··· Supplied records ···
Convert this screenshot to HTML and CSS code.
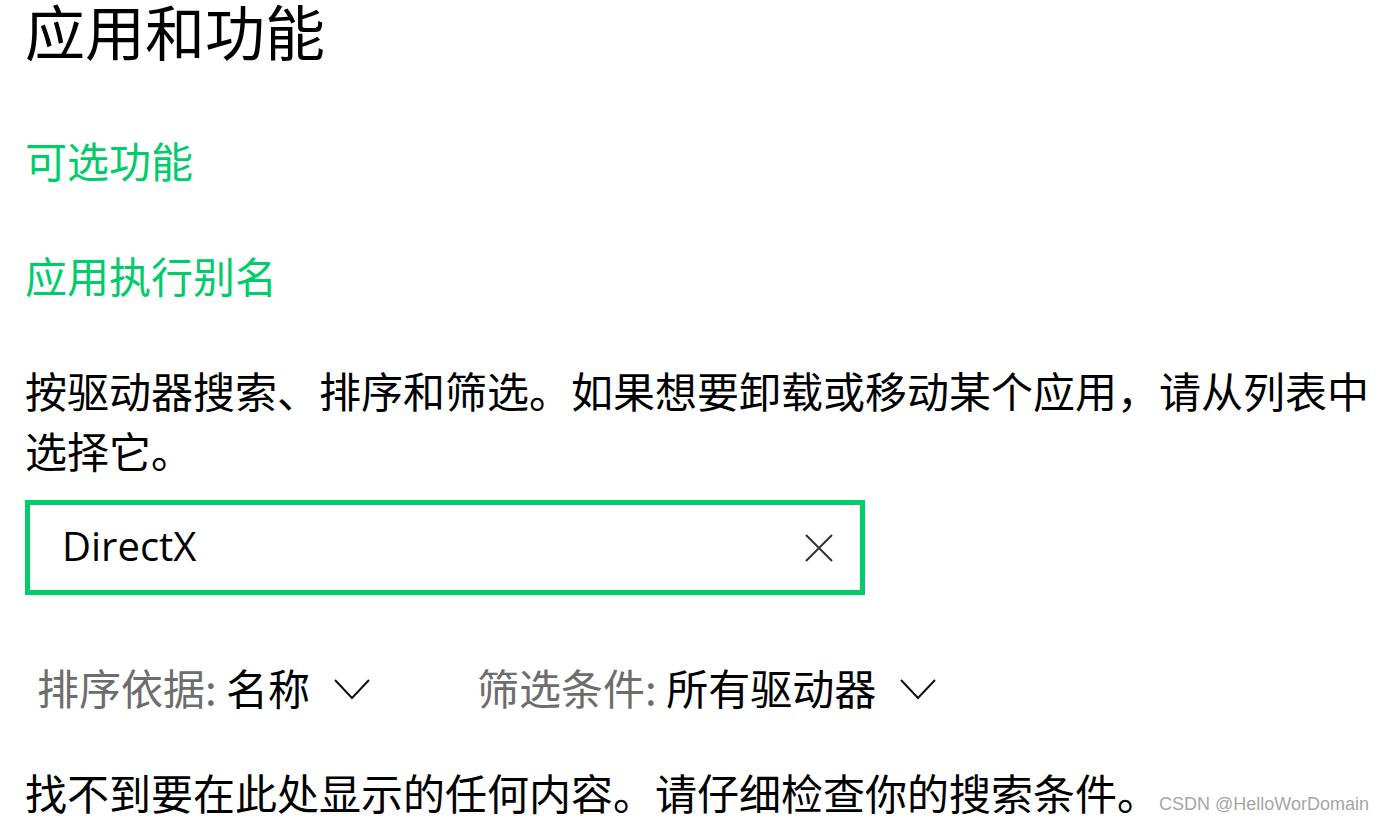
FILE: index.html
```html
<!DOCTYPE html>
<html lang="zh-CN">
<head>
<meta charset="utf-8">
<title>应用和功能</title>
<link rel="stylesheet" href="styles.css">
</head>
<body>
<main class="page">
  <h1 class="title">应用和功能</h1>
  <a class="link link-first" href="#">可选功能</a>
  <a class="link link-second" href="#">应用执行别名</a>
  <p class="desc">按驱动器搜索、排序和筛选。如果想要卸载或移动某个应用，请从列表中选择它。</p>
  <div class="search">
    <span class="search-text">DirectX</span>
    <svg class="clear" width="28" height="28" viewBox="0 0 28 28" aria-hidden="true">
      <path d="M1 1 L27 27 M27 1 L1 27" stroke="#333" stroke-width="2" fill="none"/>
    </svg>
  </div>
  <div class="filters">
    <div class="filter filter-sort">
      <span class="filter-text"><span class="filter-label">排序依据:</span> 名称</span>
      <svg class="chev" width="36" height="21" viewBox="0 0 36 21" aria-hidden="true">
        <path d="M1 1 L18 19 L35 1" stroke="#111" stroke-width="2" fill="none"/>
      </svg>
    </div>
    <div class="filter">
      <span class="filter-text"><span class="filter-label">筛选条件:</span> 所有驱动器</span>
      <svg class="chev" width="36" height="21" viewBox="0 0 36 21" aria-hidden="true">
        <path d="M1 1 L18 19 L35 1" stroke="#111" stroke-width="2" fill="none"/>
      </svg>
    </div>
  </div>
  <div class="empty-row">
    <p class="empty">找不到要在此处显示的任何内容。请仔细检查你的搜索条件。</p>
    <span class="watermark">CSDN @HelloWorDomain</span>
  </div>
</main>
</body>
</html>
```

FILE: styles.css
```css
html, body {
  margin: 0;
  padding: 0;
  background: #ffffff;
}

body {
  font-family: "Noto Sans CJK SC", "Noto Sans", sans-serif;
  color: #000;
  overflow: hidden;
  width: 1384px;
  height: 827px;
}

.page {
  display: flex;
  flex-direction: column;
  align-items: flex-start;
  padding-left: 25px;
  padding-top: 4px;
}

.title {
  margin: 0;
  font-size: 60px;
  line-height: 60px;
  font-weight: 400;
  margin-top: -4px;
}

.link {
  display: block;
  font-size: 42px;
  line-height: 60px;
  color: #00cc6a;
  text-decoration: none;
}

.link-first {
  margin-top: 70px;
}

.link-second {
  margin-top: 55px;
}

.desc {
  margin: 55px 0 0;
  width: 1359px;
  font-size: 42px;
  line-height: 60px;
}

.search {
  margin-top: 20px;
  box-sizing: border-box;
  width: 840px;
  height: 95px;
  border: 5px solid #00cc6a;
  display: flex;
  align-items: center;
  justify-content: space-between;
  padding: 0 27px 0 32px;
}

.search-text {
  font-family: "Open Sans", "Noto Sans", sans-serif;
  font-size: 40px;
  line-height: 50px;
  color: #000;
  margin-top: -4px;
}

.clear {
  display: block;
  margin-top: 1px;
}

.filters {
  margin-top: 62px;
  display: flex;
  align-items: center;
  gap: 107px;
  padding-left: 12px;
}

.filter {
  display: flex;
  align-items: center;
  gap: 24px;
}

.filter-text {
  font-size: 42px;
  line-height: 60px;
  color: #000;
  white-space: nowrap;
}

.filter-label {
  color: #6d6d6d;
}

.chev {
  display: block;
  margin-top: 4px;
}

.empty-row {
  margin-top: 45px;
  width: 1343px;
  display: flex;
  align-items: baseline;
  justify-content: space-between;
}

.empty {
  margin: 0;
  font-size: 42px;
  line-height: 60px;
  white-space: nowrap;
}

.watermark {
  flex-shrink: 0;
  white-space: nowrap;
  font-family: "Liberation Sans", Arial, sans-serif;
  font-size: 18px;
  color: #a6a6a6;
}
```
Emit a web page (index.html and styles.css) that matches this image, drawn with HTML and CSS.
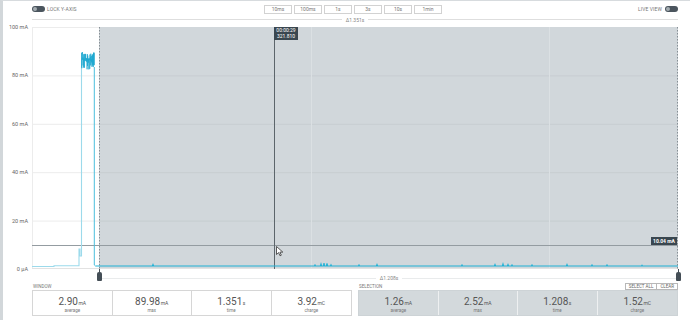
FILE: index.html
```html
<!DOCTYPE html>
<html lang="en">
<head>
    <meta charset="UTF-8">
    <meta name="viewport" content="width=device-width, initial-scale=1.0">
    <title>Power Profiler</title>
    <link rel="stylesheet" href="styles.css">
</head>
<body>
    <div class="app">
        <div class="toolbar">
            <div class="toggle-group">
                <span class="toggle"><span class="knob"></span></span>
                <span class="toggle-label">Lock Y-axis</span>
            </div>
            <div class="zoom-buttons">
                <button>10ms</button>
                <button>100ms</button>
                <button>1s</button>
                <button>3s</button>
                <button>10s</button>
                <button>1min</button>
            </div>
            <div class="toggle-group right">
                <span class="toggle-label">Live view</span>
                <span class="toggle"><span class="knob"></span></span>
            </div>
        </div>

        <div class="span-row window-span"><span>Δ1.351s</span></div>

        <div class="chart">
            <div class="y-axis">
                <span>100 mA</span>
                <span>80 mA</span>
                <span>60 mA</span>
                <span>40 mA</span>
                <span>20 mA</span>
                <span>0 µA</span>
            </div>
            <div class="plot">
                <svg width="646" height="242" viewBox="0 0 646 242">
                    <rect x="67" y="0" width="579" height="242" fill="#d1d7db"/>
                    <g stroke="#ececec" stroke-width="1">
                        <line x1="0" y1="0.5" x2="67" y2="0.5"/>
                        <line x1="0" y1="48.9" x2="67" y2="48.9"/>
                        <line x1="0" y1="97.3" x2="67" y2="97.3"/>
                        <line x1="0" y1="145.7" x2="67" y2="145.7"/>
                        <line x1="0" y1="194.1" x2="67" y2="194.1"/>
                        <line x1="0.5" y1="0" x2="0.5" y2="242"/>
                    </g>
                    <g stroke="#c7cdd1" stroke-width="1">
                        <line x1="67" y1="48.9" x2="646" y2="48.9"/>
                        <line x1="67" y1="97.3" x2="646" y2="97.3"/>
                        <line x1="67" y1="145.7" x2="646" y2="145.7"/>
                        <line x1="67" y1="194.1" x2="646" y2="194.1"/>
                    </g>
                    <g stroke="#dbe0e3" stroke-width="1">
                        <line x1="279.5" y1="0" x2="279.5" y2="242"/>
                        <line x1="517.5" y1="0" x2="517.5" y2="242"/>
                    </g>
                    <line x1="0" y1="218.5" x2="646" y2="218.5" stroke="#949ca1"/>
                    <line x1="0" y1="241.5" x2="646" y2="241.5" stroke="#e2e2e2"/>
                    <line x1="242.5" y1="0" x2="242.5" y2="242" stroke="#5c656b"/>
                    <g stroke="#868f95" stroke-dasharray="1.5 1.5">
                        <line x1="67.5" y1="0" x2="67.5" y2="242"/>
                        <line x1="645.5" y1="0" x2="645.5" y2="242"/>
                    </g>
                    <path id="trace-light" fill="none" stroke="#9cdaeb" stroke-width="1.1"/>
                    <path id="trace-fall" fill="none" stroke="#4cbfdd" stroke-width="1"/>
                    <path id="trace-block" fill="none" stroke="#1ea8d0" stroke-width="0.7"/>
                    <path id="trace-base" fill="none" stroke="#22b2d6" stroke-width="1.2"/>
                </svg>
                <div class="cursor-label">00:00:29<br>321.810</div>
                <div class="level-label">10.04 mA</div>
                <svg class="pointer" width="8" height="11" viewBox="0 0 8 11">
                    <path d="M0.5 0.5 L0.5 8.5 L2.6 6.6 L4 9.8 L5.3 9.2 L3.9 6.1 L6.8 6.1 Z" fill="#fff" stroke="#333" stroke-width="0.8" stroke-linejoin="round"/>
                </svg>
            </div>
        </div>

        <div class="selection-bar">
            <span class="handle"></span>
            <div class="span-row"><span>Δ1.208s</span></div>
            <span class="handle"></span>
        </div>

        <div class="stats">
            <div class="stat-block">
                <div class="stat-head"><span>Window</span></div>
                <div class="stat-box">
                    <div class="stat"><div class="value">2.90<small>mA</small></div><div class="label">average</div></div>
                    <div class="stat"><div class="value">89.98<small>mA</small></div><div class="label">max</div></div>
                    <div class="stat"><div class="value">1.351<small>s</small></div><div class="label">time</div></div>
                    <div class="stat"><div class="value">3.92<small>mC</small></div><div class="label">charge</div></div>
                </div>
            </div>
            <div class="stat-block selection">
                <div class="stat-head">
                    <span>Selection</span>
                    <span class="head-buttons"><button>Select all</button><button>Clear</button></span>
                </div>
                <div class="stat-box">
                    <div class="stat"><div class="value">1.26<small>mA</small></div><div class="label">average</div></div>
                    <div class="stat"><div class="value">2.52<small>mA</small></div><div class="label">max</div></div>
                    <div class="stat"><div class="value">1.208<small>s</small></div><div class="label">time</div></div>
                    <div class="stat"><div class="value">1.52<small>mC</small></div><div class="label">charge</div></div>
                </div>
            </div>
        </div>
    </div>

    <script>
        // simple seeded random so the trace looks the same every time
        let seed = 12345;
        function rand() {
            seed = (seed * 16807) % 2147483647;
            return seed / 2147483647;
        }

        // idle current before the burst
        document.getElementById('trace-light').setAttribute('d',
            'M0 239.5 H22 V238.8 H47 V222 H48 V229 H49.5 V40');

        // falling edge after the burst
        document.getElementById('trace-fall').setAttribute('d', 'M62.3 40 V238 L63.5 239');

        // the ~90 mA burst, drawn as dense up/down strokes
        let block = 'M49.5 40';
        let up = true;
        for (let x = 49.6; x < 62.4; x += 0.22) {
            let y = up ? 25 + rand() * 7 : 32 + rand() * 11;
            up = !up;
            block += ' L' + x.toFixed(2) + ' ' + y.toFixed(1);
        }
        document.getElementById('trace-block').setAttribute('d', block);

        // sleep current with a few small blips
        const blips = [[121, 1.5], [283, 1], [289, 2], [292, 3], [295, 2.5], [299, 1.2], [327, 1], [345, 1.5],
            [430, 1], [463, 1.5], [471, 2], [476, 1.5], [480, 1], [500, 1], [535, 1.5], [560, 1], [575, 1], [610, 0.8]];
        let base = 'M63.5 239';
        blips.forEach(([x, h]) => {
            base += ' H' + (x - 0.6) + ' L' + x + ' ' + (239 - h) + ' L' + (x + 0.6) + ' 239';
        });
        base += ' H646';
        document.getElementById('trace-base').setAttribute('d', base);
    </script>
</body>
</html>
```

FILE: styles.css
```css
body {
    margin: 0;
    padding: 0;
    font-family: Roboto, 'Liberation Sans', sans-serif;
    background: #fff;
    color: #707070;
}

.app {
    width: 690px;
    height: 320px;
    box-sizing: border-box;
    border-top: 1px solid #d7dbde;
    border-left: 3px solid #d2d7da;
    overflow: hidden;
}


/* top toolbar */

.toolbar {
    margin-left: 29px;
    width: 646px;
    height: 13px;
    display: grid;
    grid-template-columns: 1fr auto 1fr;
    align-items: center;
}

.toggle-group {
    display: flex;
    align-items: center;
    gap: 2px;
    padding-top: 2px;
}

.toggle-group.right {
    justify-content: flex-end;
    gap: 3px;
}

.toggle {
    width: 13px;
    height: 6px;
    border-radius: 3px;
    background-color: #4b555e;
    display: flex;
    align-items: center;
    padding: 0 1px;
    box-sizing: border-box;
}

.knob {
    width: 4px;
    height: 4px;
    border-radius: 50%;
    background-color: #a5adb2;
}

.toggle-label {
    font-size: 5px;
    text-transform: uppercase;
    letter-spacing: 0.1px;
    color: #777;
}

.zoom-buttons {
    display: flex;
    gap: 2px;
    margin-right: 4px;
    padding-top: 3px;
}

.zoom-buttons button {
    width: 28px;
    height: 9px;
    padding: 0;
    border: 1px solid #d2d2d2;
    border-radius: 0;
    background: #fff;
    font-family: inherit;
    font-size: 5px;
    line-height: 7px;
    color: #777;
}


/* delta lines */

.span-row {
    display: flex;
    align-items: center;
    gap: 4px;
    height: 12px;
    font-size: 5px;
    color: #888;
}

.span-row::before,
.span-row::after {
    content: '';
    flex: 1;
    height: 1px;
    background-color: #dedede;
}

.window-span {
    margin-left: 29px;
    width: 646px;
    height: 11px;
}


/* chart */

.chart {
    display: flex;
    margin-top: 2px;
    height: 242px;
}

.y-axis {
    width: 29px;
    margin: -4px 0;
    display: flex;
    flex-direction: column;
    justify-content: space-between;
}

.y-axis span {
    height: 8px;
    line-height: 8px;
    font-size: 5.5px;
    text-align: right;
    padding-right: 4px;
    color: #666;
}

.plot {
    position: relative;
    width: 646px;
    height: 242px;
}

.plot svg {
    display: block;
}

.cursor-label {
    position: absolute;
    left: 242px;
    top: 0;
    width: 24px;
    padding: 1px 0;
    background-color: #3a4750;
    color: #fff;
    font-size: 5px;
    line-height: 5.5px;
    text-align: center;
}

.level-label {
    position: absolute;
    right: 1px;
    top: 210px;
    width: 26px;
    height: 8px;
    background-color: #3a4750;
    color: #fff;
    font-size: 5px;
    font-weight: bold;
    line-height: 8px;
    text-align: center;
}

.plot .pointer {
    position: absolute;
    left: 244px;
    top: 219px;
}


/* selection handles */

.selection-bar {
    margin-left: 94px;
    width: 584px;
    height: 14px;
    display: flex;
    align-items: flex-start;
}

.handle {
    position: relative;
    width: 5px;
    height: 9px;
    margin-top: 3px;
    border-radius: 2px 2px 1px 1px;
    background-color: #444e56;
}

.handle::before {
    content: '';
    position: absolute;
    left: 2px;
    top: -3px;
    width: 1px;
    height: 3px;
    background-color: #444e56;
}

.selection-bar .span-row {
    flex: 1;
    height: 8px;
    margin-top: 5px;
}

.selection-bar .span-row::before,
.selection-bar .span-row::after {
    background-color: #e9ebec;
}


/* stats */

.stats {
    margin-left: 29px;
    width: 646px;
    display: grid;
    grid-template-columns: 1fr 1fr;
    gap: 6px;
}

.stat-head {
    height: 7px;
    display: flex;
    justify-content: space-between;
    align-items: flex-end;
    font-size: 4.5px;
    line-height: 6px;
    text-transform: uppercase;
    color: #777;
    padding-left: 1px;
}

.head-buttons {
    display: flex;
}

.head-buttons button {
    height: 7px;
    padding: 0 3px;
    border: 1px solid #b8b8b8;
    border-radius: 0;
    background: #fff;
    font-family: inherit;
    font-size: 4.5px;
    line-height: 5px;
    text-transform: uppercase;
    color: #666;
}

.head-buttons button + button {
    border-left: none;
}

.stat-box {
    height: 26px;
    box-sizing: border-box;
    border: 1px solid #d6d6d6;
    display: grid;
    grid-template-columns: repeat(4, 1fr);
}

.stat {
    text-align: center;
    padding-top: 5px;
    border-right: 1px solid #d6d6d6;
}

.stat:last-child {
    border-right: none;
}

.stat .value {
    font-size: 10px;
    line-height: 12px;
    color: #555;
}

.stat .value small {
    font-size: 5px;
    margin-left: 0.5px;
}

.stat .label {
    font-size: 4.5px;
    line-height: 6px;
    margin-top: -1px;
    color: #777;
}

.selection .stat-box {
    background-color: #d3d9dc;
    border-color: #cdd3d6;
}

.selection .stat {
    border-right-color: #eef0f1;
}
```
···
> _Short exercise_: Gather up the lines that contain the word "with".

> _Task answer_:
Emit a web page (index.html and styles.css) that matches this image, drawn with HTML and CSS.
        // sleep current with a few small blips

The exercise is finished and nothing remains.